I know that xorq %rax,%rax
is faster than movq $0,%rax
because my compiler has told me. However, if I didn't know the answer, what should I do to compare xorq and movq performances?
What I have tried is this:
int main(void)
{
long a;
long i = 0;
for (i = 0; i < 10000000000l; i++) {
a = 10;
__asm__(
#if 0
"movq $0, %%rax"
#else
"xorq %%rax, %%rax"
#endif
: "=a" (a) : "a" (a))
}
return 0;
}
However when I time the program (once with #if 0
, once with #if 1
), I keep getting very similar results (5.876±0.001 seconds).
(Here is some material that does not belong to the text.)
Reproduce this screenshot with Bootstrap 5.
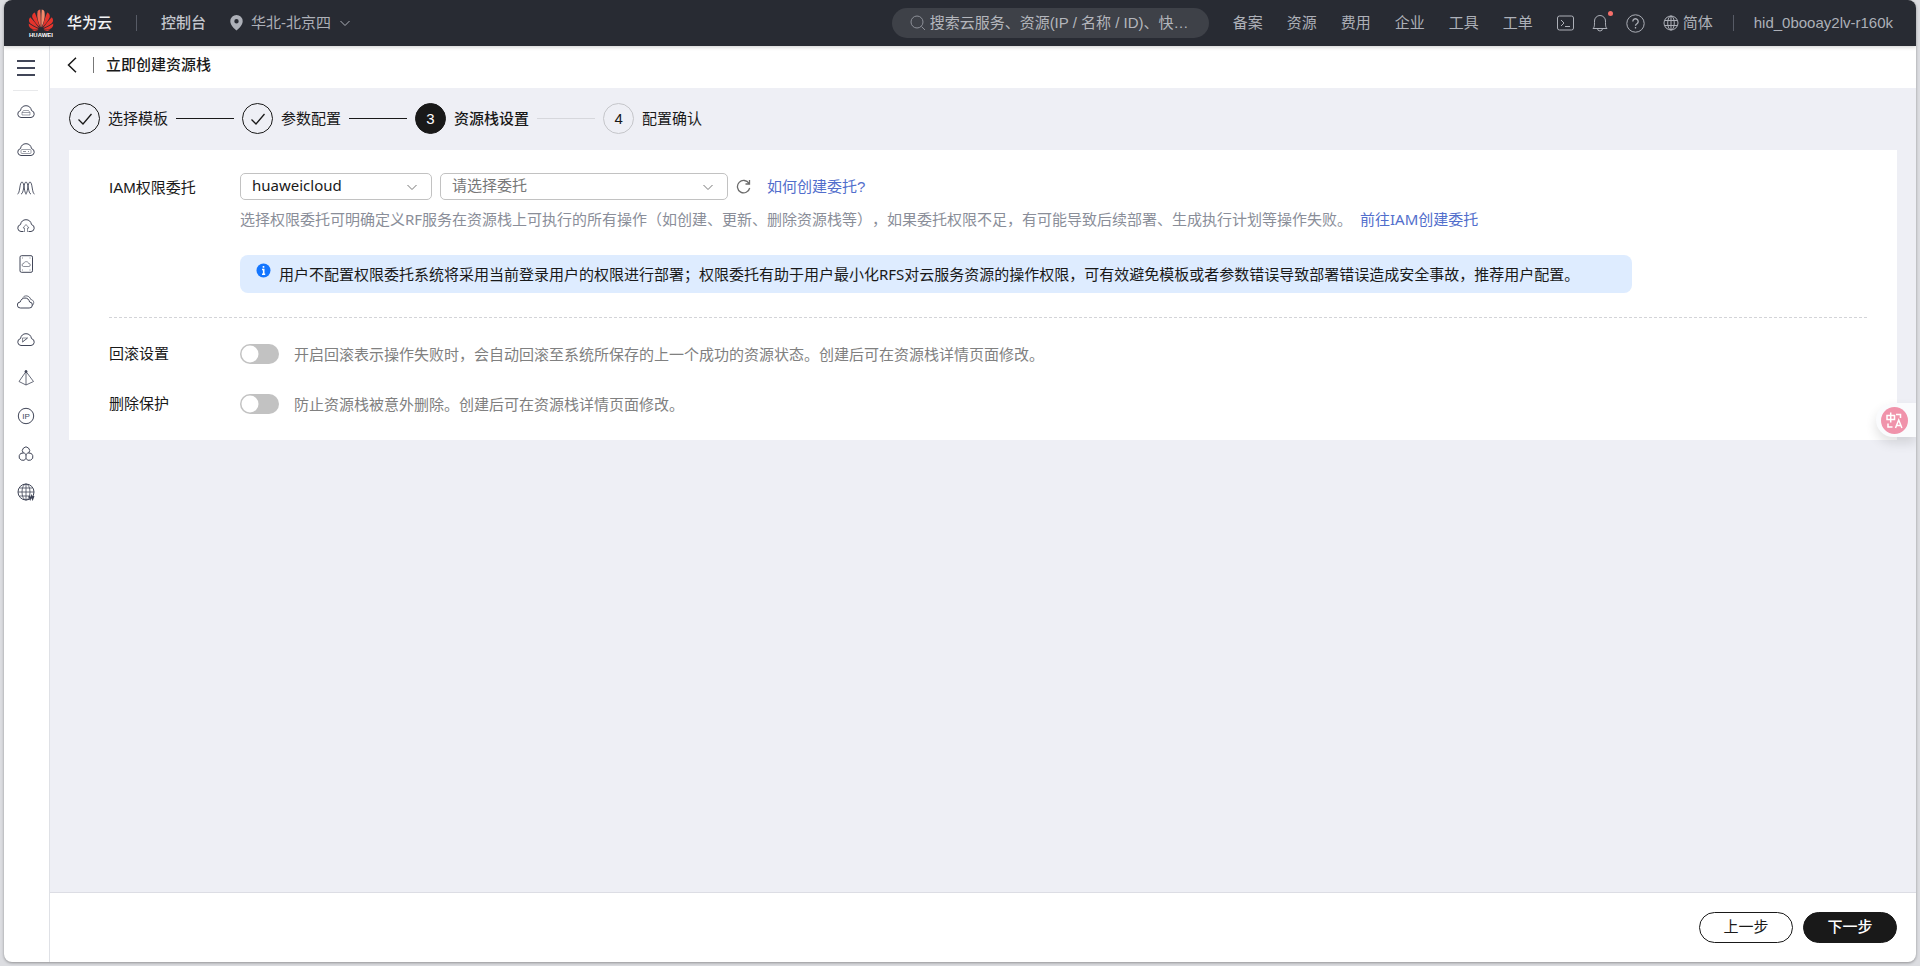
<!DOCTYPE html>
<html lang="zh-CN">
<head>
<meta charset="utf-8">
<meta name="viewport" content="width=device-width, initial-scale=1">
<title>立即创建资源栈</title>
<link href="https://cdn.jsdelivr.net/npm/bootstrap@5.3.0/dist/css/bootstrap.min.css" rel="stylesheet">
<style>
  body { font: 15px/22px "Liberation Sans", "Noto Sans CJK SC", sans-serif; color: #191919; background: #dcdde1; text-spacing-trim: space-all; }
  .app-window { min-height: 100vh; padding: 0 4px 4px; }
  .app-frame { background: #fff; border-radius: 8px; overflow: hidden; box-shadow: 0 1px 3px rgba(0,0,0,.35); }
  .topbar { height: 46px; background: #282b33; color: #adb0b8; padding: 0 23px; position: relative; z-index: 1; box-shadow: 0 1px 4px rgba(0,0,0,.2); }
  .topbar a { color: inherit; text-decoration: none; white-space: nowrap; }
  .topbar .brand-text { color: #f2f3f5; font-weight: 500; margin-left: 12px; }
  .topbar .console-link { color: #c3c6cd; font-weight: 500; }
  .v-line { width: 1px; height: 16px; background: #575b66; }
  .user-line { margin: 0 20px; }
  .search-pill { width: 317px; height: 30px; border-radius: 15px; background: #3e4148; padding: 0 14px 0 18px; color: #8d9098; }
  .search-pill input { background: none; border: 0; outline: 0; color: #b9bbc2; padding: 0; text-overflow: ellipsis; min-width: 0; }
  .search-pill input::placeholder { color: #b4b6bc; opacity: 1; }
  .menu-links { gap: 24px; }
  .tool-links { gap: 18px; }
  .plain-btn { border: 0; background: none; padding: 0; color: inherit; display: flex; position: relative; }
  .alert-dot { position: absolute; top: -3px; right: -5px; width: 5px; height: 5px; border-radius: 50%; background: #f66f6a; }
  svg { display: block; flex: none; fill: none; stroke: currentColor; }
  .filled-icon { stroke: none; }
  .white-icon { stroke: #fff; }
  .grey-icon { stroke: #6b6b6b; }
  .side-rail { width: 46px; border-right: 1px solid #dfe1e6; color: #414658; padding: 14px 2px 0 0; }
  .side-rail hr { width: 25px; margin: 14px 0 2px; color: #a5a8ae; }
  .side-rail a { color: inherit; height: 38px; display: flex; align-items: center; }
  .page-title { height: 42px; padding-left: 17px; }
  .page-title h1 { font-size: 15px; line-height: 22px; font-weight: 500; margin: 0; color: #191919; }
  .page-title .v-line { background: #777; }
  .work-area { background: #eeeff5; padding: 15px 19px; }
  .steps { margin-bottom: 16px; }
  .step-dot { width: 31px; height: 31px; border: 1px solid #191919; border-radius: 50%; }
  .step-dot.now { background: #191919; color: #fff; }
  .step-dot.later { border-color: #c5c6ca; }
  .step-now-text { font-weight: 500; }
  .step-line { width: 58px; height: 1px; background: #191919; }
  .step-line.later { background: #d6d7dc; }
  .panel-box { background: #fff; padding: 23px 30px 25px 40px; }
  .field-label { width: 131px; flex: none; }
  .form-select { font: 15px/21px "Noto Sans", "Noto Sans CJK SC", sans-serif; height: 27px; border: 1px solid #c2c2c2; border-radius: 5px; padding: 0 32px 2px 11px; color: #191919;
    background-image: url("data:image/svg+xml,%3Csvg xmlns='http://www.w3.org/2000/svg' viewBox='0 0 12 12' fill='none' stroke='%23777'%3E%3Cpath d='M1.5 4L6 8.5 10.5 4'/%3E%3C/svg%3E"); background-size: 12px; background-position: right 13px center; }
  .form-select.domain { width: 192px; }
  .form-select.agency { width: 288px; color: #777; }
  .text-link { color: #526ecc; text-decoration: none; }
  .hint { color: #8a8e99; font-family: "Noto Sans", "Noto Sans CJK SC", sans-serif; }
  .hint.soft { color: #808080; }
  .note { background: #deecff; border-radius: 8px; max-width: 1392px; padding: 8px 16px; margin-top: 25px; font-family: "Noto Sans", "Noto Sans CJK SC", sans-serif; }
  .dash { border: 0; border-top: 1px dashed #c9cacf; margin: 24px 0 25px; opacity: .8; }
  .form-switch { padding: 0; margin: 0; min-height: 0; width: 54px; flex: none; }
  .form-switch .form-check-input { float: none; display: block; margin: 0; width: 39px; height: 20px; border: 0; background-color: #c2c2c2;
    background-image: url("data:image/svg+xml,%3Csvg xmlns='http://www.w3.org/2000/svg' viewBox='0 0 20 20'%3E%3Ccircle cx='10' cy='10' r='8.5' fill='%23fff'/%3E%3C/svg%3E"); }
  .switch-row + .switch-row { margin-top: 28px; }
  .action-bar { padding: 19px; gap: 10px; border-top: 1px solid #dcdde4; }
  .btn-pill { width: 94px; height: 31px; border-radius: 16px; border: 1px solid #191919; padding: 0 0 2px; font-size: 15px; line-height: 22px; color: #191919; background: #fff; }
  .btn-pill.solid { background: #191919; color: #fff; font-weight: 500; }
  .translate-tab { position: fixed; right: 4px; top: 403px; width: 40px; height: 34px; border: 0; border-radius: 17px 0 0 17px; background: #fafbfd; padding: 0 0 0 5px; box-shadow: 0 6px 12px rgba(0,0,0,.12); clip-path: inset(-20px 0 -24px -20px); }
</style>
</head>
<body>
<div class="app-window d-flex">
<div class="app-frame d-flex flex-column flex-fill">
  <header class="topbar d-flex align-items-center">
    <a href="#" class="d-flex align-items-center">
      <svg class="filled-icon" width="28" height="28" viewBox="0 0 28 28">
        <g fill="#e5342c">
          <path d="M13.6 18.6C11 12.5 9.6 8 10.6 2.6 10.9 1.1 12.6.3 13.3.4 13.7 6 13.9 12 13.6 18.6z" fill="#f0644e"/>
          <path d="M14.5 18.6C17 12.5 18.5 8 17.4 2.6 17.1 1.1 15.4.3 14.7.4 14.3 6 14.2 12 14.5 18.6z" fill="#f58a6c"/>
          <path d="M12.8 18.6C11.3 12.8 9.3 7 7.8 3.4 4.8 4.8 4.6 7.6 6 9.8 7.9 13.2 10.2 16 12.8 18.6z"/>
          <path d="M15.2 18.6C16.7 12.8 18.7 7 20.2 3.4 23.2 4.8 23.4 7.6 22 9.8 20.1 13.2 17.8 16 15.2 18.6z"/>
          <path d="M12 19C8.900 14.800 6 11 3.200 8.200 1 11 2 13.700 4.200 15.100 6.700 16.800 9 18.100 12 19z"/>
          <path d="M16 19C19.100 14.800 22 11 24.800 8.200 27 11 26 13.700 23.800 15.100 21.300 16.800 19 18.100 16 19z"/>
          <path d="M11.500 20C7.500 18 4.500 16.200 1.700 14.500 1.500 17.700 3.300 19.700 5.600 20 7.700 20.300 9.500 20.200 11.500 20zM16.500 20C20.500 18 23.500 16.200 26.300 14.500 26.500 17.700 24.700 19.700 22.400 20 20.300 20.300 18.500 20.200 16.500 20z"/>
          <path d="M11.600 20.600H5C6.500 22.500 8.500 22.600 11.600 20.600zM16.400 20.600H23C21.500 22.500 19.500 22.600 16.400 20.600z"/>
        </g>
        <text x="14" y="28" text-anchor="middle" font-size="6" font-weight="700" fill="#fff" font-family="Liberation Sans, sans-serif">HUAWEI</text>
      </svg>
      <span class="brand-text">华为云</span>
    </a>
    <span class="v-line mx-4"></span>
    <a href="#" class="console-link">控制台</a>
    <a href="#" class="d-flex align-items-center ms-4">
      <svg class="filled-icon me-2" width="13" height="16" viewBox="0 0 13 16"><path fill="currentColor" fill-rule="evenodd" d="M6.500 0A6.200 6.200 0 0 1 12.700 6.200C12.700 9.500 9.500 13 6.500 15.500 3.500 13 .3 9.500.3 6.200A6.200 6.200 0 0 1 6.500 0zm0 4a2.200 2.200 0 1 0 0 4.400 2.200 2.200 0 0 0 0-4.400z"/></svg>
      华北-北京四
      <svg class="ms-2" width="12" height="12" viewBox="0 0 12 12"><path d="M1.500 4L6 8.500 10.500 4"/></svg>
    </a>
    <div class="search-pill d-flex align-items-center ms-auto">
      <svg width="16" height="16" viewBox="0 0 16 16"><circle cx="7" cy="7" r="6"/><path d="M11.500 11.500L15 15"/></svg>
      <input class="flex-fill ms-1" type="text" aria-label="搜索" placeholder="搜索云服务、资源(IP / 名称 / ID)、快速入口">
    </div>
    <nav class="menu-links d-flex ms-4">
      <a href="#">备案</a><a href="#">资源</a><a href="#">费用</a><a href="#">企业</a><a href="#">工具</a><a href="#">工单</a>
    </nav>
    <div class="tool-links d-flex align-items-center ms-4">
      <button class="plain-btn" aria-label="终端"><svg width="17" height="16" viewBox="0 0 17 16"><rect x=".5" y="1" width="16" height="14" rx="2"/><path d="M4 5l3 3-3 3M8 11.500h5"/></svg></button>
      <button class="plain-btn" aria-label="消息"><svg width="16" height="18" viewBox="0 0 16 18"><path d="M1 14.500C2.500 13 2.500 12 2.500 7a5.500 5.500 0 0 1 11 0c0 5 0 6 1.500 7.500zM5.500 14.500a2.500 2.500 0 0 0 5 0"/></svg><span class="alert-dot"></span></button>
      <button class="plain-btn" aria-label="帮助"><svg width="19" height="19" viewBox="0 0 19 19"><circle cx="9.500" cy="9.500" r="8.700"/><path d="M6.800 7.500a2.700 2.700 0 1 1 4.200 2.200c-1 .7-1.500 1-1.500 2.100M9.500 13v1.500" stroke-width="1.300"/></svg></button>
      <a href="#" class="d-flex align-items-center"><svg class="me-1" width="16" height="16" viewBox="0 0 16 16"><circle cx="8" cy="8" r="7"/><ellipse cx="8" cy="8" rx="3.300" ry="7"/><path d="M8 1v14M1.500 5.500h13M1.500 10.500h13"/></svg>简体</a>
    </div>
    <span class="v-line user-line"></span>
    <a href="#">hid_0booay2lv-r160k</a>
  </header>

  <div class="d-flex flex-fill">
    <nav class="side-rail d-flex flex-column align-items-center">
      <button class="plain-btn" aria-label="菜单"><svg width="18" height="16" viewBox="0 0 18 16" stroke-width="2"><path d="M0 1h18M0 8h18M0 15h18"/></svg></button>
      <hr>
      <a href="#" aria-label="弹性云服务器"><svg width="18" height="18" viewBox="0 0 18 18"><path d="M4 14.500a3.500 3.500 0 0 1-.5-6.900C4 4.500 6 2.700 9 2.700s5 1.800 5.500 4.900a3.500 3.500 0 0 1-.5 6.900z"/><path stroke-width=".5" d="M5 9.500h8M5 9.500l1.500-2h5l1.500 2V12H5z"/></svg></a>
      <a href="#" aria-label="裸金属服务器"><svg width="18" height="18" viewBox="0 0 18 18"><path d="M4 14.500a3.500 3.500 0 0 1-.5-6.900C4 4.500 6 2.700 9 2.700s5 1.800 5.500 4.900a3.500 3.500 0 0 1-.5 6.900z"/><rect stroke-width=".5" x="4" y="8.500" width="10" height="4" rx="1"/><path stroke-width=".6" d="M6 10.500h3M11.500 10v1"/></svg></a>
      <a href="#" aria-label="弹性伸缩"><svg width="18" height="18" viewBox="0 0 18 18" stroke-width=".9"><path d="M.5 15C3 15 2.500 3 5 3s2 12 4.500 12M4 15C7 15 6.500 3 9 3s2 12 5 12M8.500 15C11 15 10.500 3 13 3s2 12 4.500 12"/></svg></a>
      <a href="#" aria-label="云备份"><svg width="18" height="18" viewBox="0 0 18 18"><path d="M6.500 14.500H4a3.500 3.500 0 0 1-.5-6.900C4 4.500 6 2.700 9 2.700s5 1.800 5.500 4.900a3.500 3.500 0 0 1-.5 6.900h-2.500"/><path stroke-width=".6" d="M7.500 15V11H6l3-3.500 3 3.500h-1.500v4"/></svg></a>
      <a href="#" aria-label="云硬盘"><svg width="18" height="18" viewBox="0 0 18 18"><rect x="3" y=".7" width="12.500" height="16.600" rx="1.500"/><path stroke-width=".6" d="M6.500 11.500a1.500 1.500 0 0 1 .2-3c.5-2.500 4.500-2.500 5 0a1.500 1.500 0 0 1 .2 3zM5 3h1M12.500 3h1M5 15h1M12.500 15h1"/></svg></a>
      <a href="#" aria-label="虚拟私有云"><svg width="18" height="18" viewBox="0 0 18 18"><path d="M3.500 15a3 3 0 0 1-.3-6C4 6.500 5.500 5 8 5s4 1.500 4.600 4a3 3 0 0 1-.4 6z"/><path stroke-width=".8" d="M6 4.500C7.500 2 12.500 2.200 13.800 6.500c2.500.2 4.500 3.500 1.200 6.200"/></svg></a>
      <a href="#" aria-label="内容分发"><svg width="18" height="18" viewBox="0 0 18 18"><path d="M4 14.500a3.500 3.500 0 0 1-.5-6.900C4 4.500 6 2.700 9 2.700s5 1.800 5.500 4.900a3.500 3.500 0 0 1-.5 6.900z"/><path stroke-width=".6" d="M5.500 11V7h5zM5.500 11l5-4"/></svg></a>
      <a href="#" aria-label="云解析"><svg width="18" height="18" viewBox="0 0 18 18"><path stroke-width=".8" d="M9 2.500L2 12.500l7 3.500 7.500-3.500zM9 2.500V16"/><circle cx="9" cy="2.500" r="1" fill="currentColor"/></svg></a>
      <a href="#" aria-label="弹性公网IP"><svg width="18" height="18" viewBox="0 0 18 18"><circle cx="9" cy="9" r="7.700"/><text x="9" y="12" text-anchor="middle" font-size="8" stroke="none" fill="currentColor">IP</text></svg></a>
      <a href="#" aria-label="对象存储"><svg width="18" height="18" viewBox="0 0 18 18"><path d="M6.300 8a3.600 3.600 0 1 1 5.400 0M6.300 8a3.700 3.700 0 1 0 2.700 5.500A3.700 3.700 0 1 0 11.700 8M6.300 8C8 8 9 9 9 10.500 9 9 10 8 11.700 8M9 10.500v3"/></svg></a>
      <a href="#" aria-label="域名注册"><svg width="18" height="18" viewBox="0 0 18 18"><circle cx="9" cy="9" r="8"/><ellipse cx="9" cy="9" rx="4" ry="8" stroke-width=".8"/><path stroke-width=".8" d="M9 1v16M1 9h16M2.500 5h13M2.500 13h10"/><path stroke-width="1.500" d="M12 13l1.200 3 1.200-3 1.200 3 1.200-3"/></svg></a>
    </nav>

    <div class="d-flex flex-column flex-fill">
      <div class="page-title d-flex align-items-center">
        <a href="#" class="text-reset pb-2" aria-label="返回"><svg class="mt-1" width="10" height="16" viewBox="0 0 10 16" stroke-width="1.500"><path d="M9 .8L1.500 8 9 15.200"/></svg></a>
        <span class="v-line ms-3 me-2 mb-1"></span>
        <h1 class="ms-1 pb-1">立即创建资源栈</h1>
      </div>
      <main class="work-area flex-fill">
        <div class="steps d-flex align-items-center gap-2">
          <span class="step-dot d-flex align-items-center justify-content-center"><svg width="16" height="16" viewBox="0 0 16 16" stroke-width="1.300"><path d="M1.500 8.500L6 13l8.500-10"/></svg></span>
          <span>选择模板</span><span class="step-line"></span>
          <span class="step-dot d-flex align-items-center justify-content-center"><svg width="16" height="16" viewBox="0 0 16 16" stroke-width="1.300"><path d="M1.500 8.500L6 13l8.500-10"/></svg></span>
          <span>参数配置</span><span class="step-line"></span>
          <span class="step-dot now d-flex align-items-center justify-content-center">3</span>
          <span class="step-now-text">资源栈设置</span><span class="step-line later"></span>
          <span class="step-dot later d-flex align-items-center justify-content-center">4</span>
          <span>配置确认</span>
        </div>
        <form class="panel-box">
          <div class="d-flex">
            <label class="field-label pt-1" for="domain">IAM权限委托</label>
            <div class="flex-fill">
              <div class="d-flex align-items-center gap-2">
                <select class="form-select domain" id="domain"><option>huaweicloud</option></select>
                <select class="form-select agency" aria-label="委托"><option>请选择委托</option></select>
                <button type="button" class="plain-btn" aria-label="刷新"><svg class="grey-icon" width="15" height="15" viewBox="0 0 15 15" stroke-width="1.300"><path d="M13 4.500A6.200 6.200 0 1 0 13.700 9M13.500 1v4H9.500"/></svg></button>
                <a href="#" class="text-link ms-2">如何创建委托?</a>
              </div>
              <div class="hint mt-2">选择权限委托可明确定义RF服务在资源栈上可执行的所有操作（如创建、更新、删除资源栈等），如果委托权限不足，有可能导致后续部署、生成执行计划等操作失败。 <a href="#" class="text-link ms-1">前往IAM创建委托</a></div>
              <div class="note d-flex">
                <svg class="filled-icon me-2" width="15" height="15" viewBox="0 0 15 15"><circle cx="7.500" cy="7.500" r="7" fill="#1476ff"/><path stroke="#fff" stroke-width="1.600" d="M7.500 3v1.800M6 6.500h1.700v5M6 11.300h3.200"/></svg>
                <span>用户不配置权限委托系统将采用当前登录用户的权限进行部署；权限委托有助于用户最小化RFS对云服务资源的操作权限，可有效避免模板或者参数错误导致部署错误造成安全事故，推荐用户配置。</span>
              </div>
            </div>
          </div>
          <hr class="dash">
          <div class="switch-row d-flex align-items-center">
            <label class="field-label" for="rollback">回滚设置</label>
            <div class="form-check form-switch"><input class="form-check-input" type="checkbox" role="switch" id="rollback"></div>
            <span class="hint soft">开启回滚表示操作失败时，会自动回滚至系统所保存的上一个成功的资源状态。创建后可在资源栈详情页面修改。</span>
          </div>
          <div class="switch-row d-flex align-items-center">
            <label class="field-label" for="protect">删除保护</label>
            <div class="form-check form-switch"><input class="form-check-input" type="checkbox" role="switch" id="protect"></div>
            <span class="hint soft">防止资源栈被意外删除。创建后可在资源栈详情页面修改。</span>
          </div>
        </form>
      </main>
      <footer class="action-bar d-flex justify-content-end">
        <button class="btn btn-pill">上一步</button>
        <button class="btn btn-pill solid">下一步</button>
      </footer>
    </div>
  </div>
</div>
</div>
<button class="translate-tab" aria-label="翻译">
  <svg class="white-icon" width="27" height="27" viewBox="0 0 27 27" stroke-width="1.500"><circle cx="13.500" cy="13.500" r="13.500" fill="#f093ab" stroke="none"/><path d="M6 8.500h7.500v4H6zM9.700 5.500v10M15 7.500h4.500v3.500M7 16.500v3.500h4.500M14.500 21l3.200-8 3.200 8M15.600 18.500h4.200"/></svg>
</button>
<script src="https://cdn.jsdelivr.net/npm/bootstrap@5.3.0/dist/js/bootstrap.bundle.min.js"></script>
</body>
</html>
FYI, I have set the scaling governor to the lowest frequency and I have checked the user line returned by time(1)
.
I've also tried with addq %rax,%rax
vs imulq $2,%rax
, again with no luck.
I know that modern processors are pretty smart at optimizing code execution, and I guess this is why I'm not getting helpful results. So I'm here to ask: how should I proceed? Am I on the right path?
You're going to have to unroll the guts of the loop a lot of times, like 10 or 100. Otherwise mainly you're measuring the loop overhead. Also I would suggest for (i = 1000...; --i>=0;)
which might compile into fewer instructions.